The Buddy Story is about the short yet prolific music life of Buddy Holly. We first show him as a teenager at High School and see the struggles he had to get his music heard and his determination to reach out to the youth at that time who were so desperate for a “new” music. It seemed at every turn Buddy had to convince everyone that rock and roll was the future. We follow his journey as he recorded and experimented with his style and see this quiet and driven young man develop his songs; songs that are now part of our musical culture and history. Success for Buddy did come as the music industry began to understand what he was saying, and we see him play at the world famous Apollo Theatre in Harlem New York where he finally arrives as a performer able to cross all cultural boundaries. With success, fame and money in his pockets, Buddy meets a young Puerto Rican receptionist in the offices of one of his NY publishers, and they fall in love…instantly. 5 hours later they are engaged, 3 weeks later married. It is one of the best known modern day romances. Buddy returns to Texas where many of his hit songs were recorded but the pull and possibilities in New York for experimenting and developing his music are too strong and he decides to go there alone. His best friends and fellow band members The Crickets do not share Buddy’s vison and direction and decide to play safe and stay in Texas. The last section of the production shows Buddy on tour in the mid-west with Ritchie Valens and The Big Bopper, and we joyously recreate his final concert at The Surf Ballroom in Clear Lake Iowa. This, as is most of the show, is a celebration of Buddy’s music and life, and never ceases to thrill audiences with its unbounded energy. The songs are played by a multi-talented company of actors throughout and help make Buddy-The Buddy Holly Story one of the best and most exciting nights in the theatre.
Image: Johnny Wilkinson
How did you get involved in the production and what your role is.
I got involved back in 1989 when I was asked to be Company Manager for it’s West End opening at The Victoria Palace Theatre. I remained Company Manager for all it’s West End run of 12 ½ years and now have the pleasure to direct the show.
Image: Johnny Wilkinson
Tell us about the cast and the characters involved in the show.
All the characters in the show are played by our versatile Company of 12 actors/musicians. Some have done many shows and some have not and sometimes come to us straight from Drama school. The show is built around the talent that comes to us and there is no magical formulae to casting the show. It’s always a challenge but we know what’s needed, and hope that the personalities we have found will bring the show to life in a fresh and energised way every night. As the show is a story of Buddy’s life the characters are mostly real people and we meet them over the evening. They include The Crickets; Joe B Mauldin, Jerry Allison and Nicki Sullivan, his first manager; Hipockets Duncan, Norman Petty and wife Vi Petty who were instrumental in his early recording days in allowing him to experiment, The Big Bopper and Ritchie Valens, Maria Elena, Murray Deutch; his NY Publisher, plus many more.
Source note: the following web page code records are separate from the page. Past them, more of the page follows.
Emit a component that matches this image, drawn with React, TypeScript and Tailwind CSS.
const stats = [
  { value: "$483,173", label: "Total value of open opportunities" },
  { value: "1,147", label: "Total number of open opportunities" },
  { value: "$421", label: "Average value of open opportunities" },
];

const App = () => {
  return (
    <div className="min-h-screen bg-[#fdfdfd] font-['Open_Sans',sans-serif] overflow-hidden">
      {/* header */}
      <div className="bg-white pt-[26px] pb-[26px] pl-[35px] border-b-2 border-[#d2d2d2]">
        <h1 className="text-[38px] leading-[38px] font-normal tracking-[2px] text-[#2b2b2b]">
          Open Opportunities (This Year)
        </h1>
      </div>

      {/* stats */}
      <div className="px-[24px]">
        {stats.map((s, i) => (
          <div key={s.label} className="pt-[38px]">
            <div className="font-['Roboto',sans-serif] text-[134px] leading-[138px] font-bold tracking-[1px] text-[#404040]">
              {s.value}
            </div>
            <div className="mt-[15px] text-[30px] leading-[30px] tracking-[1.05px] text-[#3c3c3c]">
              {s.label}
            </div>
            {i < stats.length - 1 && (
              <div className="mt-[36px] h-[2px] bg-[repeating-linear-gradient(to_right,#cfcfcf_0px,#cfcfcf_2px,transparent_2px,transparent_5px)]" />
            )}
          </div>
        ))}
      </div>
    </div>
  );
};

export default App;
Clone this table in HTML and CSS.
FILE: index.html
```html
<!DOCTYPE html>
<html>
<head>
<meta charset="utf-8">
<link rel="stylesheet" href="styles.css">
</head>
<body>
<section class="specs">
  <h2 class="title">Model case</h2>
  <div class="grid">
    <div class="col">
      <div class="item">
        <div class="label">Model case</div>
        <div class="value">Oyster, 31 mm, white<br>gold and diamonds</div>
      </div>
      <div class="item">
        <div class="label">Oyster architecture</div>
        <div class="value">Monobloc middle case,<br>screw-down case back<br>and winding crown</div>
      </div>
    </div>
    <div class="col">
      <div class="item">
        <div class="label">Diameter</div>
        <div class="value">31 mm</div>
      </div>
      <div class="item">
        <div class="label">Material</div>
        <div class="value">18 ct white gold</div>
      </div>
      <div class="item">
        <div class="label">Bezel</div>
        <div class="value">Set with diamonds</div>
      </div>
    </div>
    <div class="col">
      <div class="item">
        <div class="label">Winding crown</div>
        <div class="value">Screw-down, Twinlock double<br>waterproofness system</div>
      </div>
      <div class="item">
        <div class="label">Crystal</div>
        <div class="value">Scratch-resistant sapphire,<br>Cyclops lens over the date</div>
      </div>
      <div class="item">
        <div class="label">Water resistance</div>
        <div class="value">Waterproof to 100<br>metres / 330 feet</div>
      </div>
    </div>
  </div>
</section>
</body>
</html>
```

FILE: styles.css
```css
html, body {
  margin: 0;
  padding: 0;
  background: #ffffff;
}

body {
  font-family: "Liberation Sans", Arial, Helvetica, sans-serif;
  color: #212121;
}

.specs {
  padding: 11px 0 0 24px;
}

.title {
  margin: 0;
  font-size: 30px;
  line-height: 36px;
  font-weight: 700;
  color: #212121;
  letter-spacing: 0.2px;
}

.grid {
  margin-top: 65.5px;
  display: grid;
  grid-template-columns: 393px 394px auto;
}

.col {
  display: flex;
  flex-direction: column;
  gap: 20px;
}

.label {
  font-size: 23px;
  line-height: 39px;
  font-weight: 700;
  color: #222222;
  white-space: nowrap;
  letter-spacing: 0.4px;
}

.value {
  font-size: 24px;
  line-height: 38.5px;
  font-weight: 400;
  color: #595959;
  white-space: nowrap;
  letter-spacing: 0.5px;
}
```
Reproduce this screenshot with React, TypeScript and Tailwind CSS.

What do you think is the enduring appeal of Buddy Holly?
His music. The songs then, and now, speak out and excite. There is something raw and electric when one hears such songs as That’ll Be The Day, Peggy Sue, Maybe Baby, Rave On all played live. It’s difficult sometimes to remember that more often than not they were played and recorded with just three or four people with none of the modern recording tricks and effects. Buddy was also a young man not affected or driven by stardom, fame and fortune. A regular boy next door. There were no sensational stories about him; he was a family man, polite, respectful and not all concerned about any race issue so prevalent in those days, particularly in the South. But he was determined and knew what he wanted to do, and he created it often in the face of adversity and obstacle.
Image: Johnny Wilkinson
And finally, what is your favourite Buddy Holly song and why?
I have so many. Perhaps Not Fade Away, Well Alright and It Doesn’t Matter Any More are some of my favourites. But then again there is also True Love Ways and Raining In My Heart. Or Peggy Sue ? So many great, great memorable songs it’s difficult to single out just one.
The Buddy Holly Story is at the Wyvern Theatre from Tue 22 to Sat 26 Nov.